In a recent Twitter thread, renowned XRP community lawyer Fred Rispoli shed light on the ongoing legal battle between Ripple and the U.S. Securities and Exchange Commission (SEC). Rispoli’s insights suggest that the much-anticipated trial between Ripple executives Brad Garlinghouse and Chris Larsen and the SEC might never see the light of day.
Ripple And SEC Trial “Won’t Happen”
Rispoli’s assertion revolves around the SEC’s initial strategy. He stated, “It’s painfully obvious that suing those two initially was only to pressure Ripple into a weak settlement position.” This suggests that the SEC’s move might have been more tactical than substantive, aiming to corner Ripple into a position of vulnerability rather than genuinely seeking justice.
Furthermore, Rispoli highlighted the potential spectacle of bringing former SEC officials William Hinman and Jay Clayton to the witness stand. While the Hinman documents have exposed questionable practices and potential corruption at the U.S. Securities and Exchange Commission (SEC), former SEC Chairman Jay Clayton is likely interested in protecting his own skin. Rispoli mused, “Even though it may be unfair, personally I would have a field day tying those two to their roles in the ‘Trump Administration’ to a jury in New York City!”
The lawyer also touched upon the inherent challenges the SEC would face in proving its case. For instance, the SEC’s task of proving recklessness regarding institutional sales becomes monumentally challenging when Ripple can counter-argue by pointing to programmatic sales, which are generally considered above board. Additionally, Rispoli pointed out the weak distinction the SEC has made between domestic and international sales, suggesting that their evidence in this regard might not hold water in court.
Adding to the SEC’s woes, Rispoli mentioned the recent reorganization of the SEC’s trial team. Such internal shifts can often indicate a lack of preparedness or confidence. Moreover, the SEC’s back-to-back trial schedule could strain its resources, making it less likely for them to be adequately prepared for a high-stakes trial against Ripple.
Rispoli’s analysis of the SEC’s position was summed up with a poignant observation: “SEC went all in and if this Hail Mary doesn’t work, well, it will be interesting to see how exactly SEC tries to structure its loss.” This statement paints a picture of an agency that might have overreached and is now scrambling to find a face-saving exit.
When Decision On Interlocutory Appeal?
Rispoli’s thread also sparked a series of questions from the XRP community, seeking further clarity on the unfolding legal drama.
One user inquired about the expected timeline for the appeal, to which Rispoli responded that previous rulings on interlocutory appeal requests have taken Judge Torres four to six weeks. “There are not a lot of times this happens, but that would be a good range to bank on IMO,” stated the lawyer.

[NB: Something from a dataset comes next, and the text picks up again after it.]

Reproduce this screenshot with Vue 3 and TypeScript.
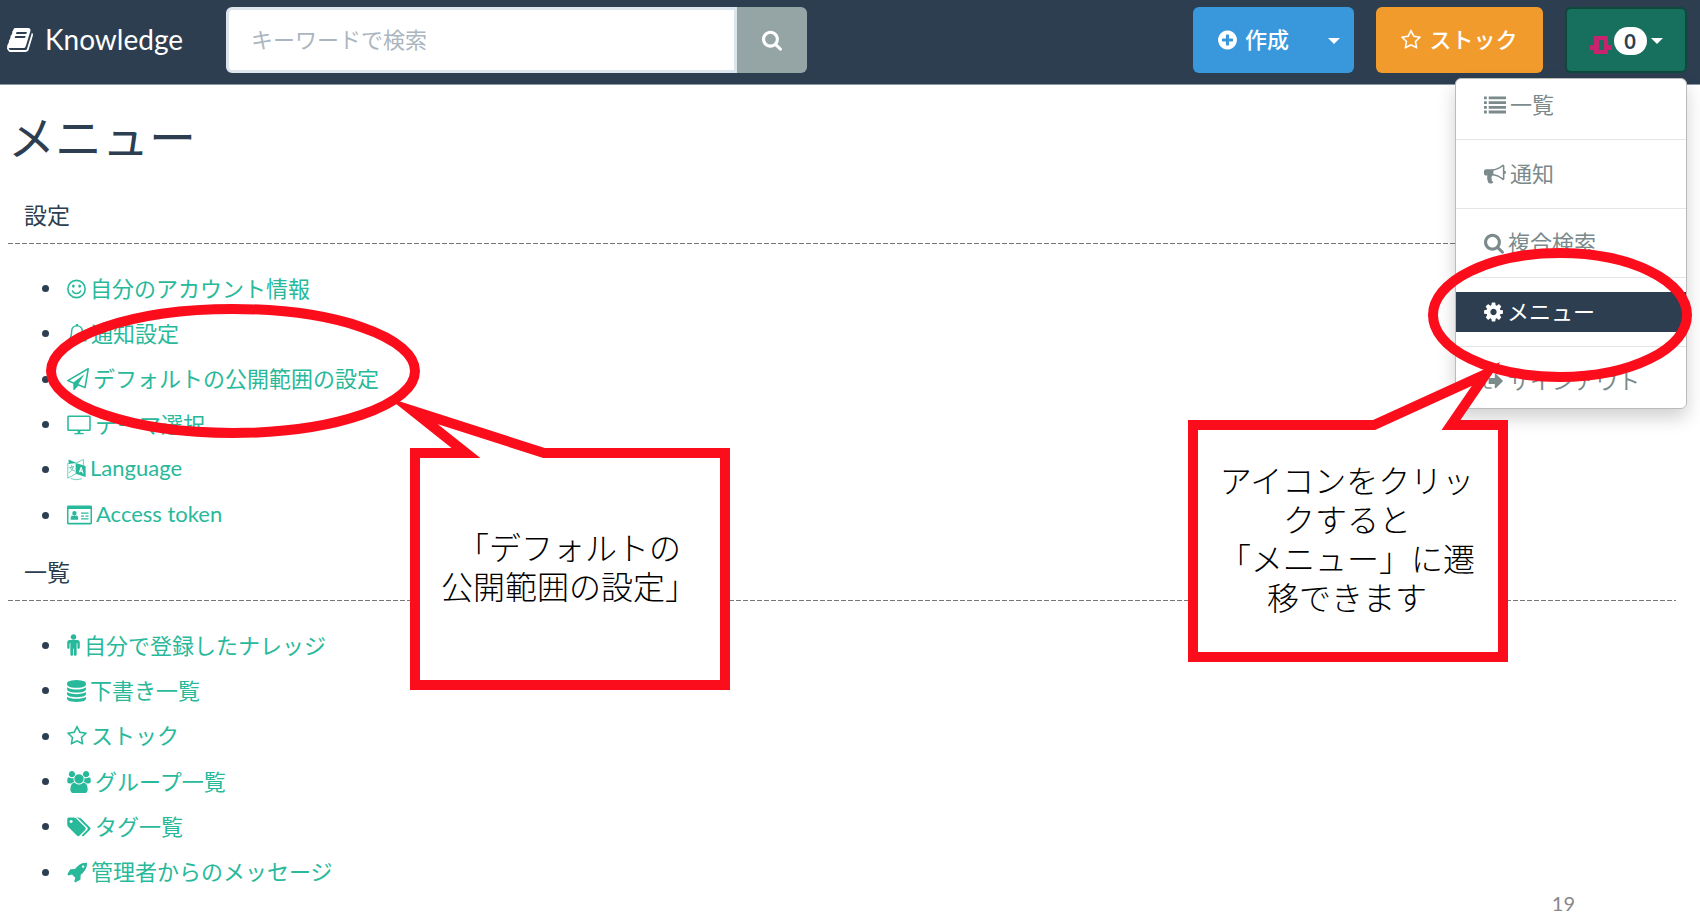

Another user posed a question about the possibility of the SEC dropping a part of the case. Rispoli clarified the procedural intricacies, stating, “Yes, but the SEC has to get permission from the Court to do so. It would be humiliating for the SEC to just ‘drop’ the claim. I’m not sure it has humility, but I bet we can’t find one instance of this happening previously under similar circumstances.”
Lastly, when probed about the potential financial penalties Ripple might face, Rispoli admitted to the complexity of the issue, remarking that he doesn’t have a solid answer to it at the moment. There is a $700+ million number floating around, “but this will be litigated significantly in the remedies phase of the case.”
At press time, XRP traded at $0.5098 after falling below the 200-day EMA.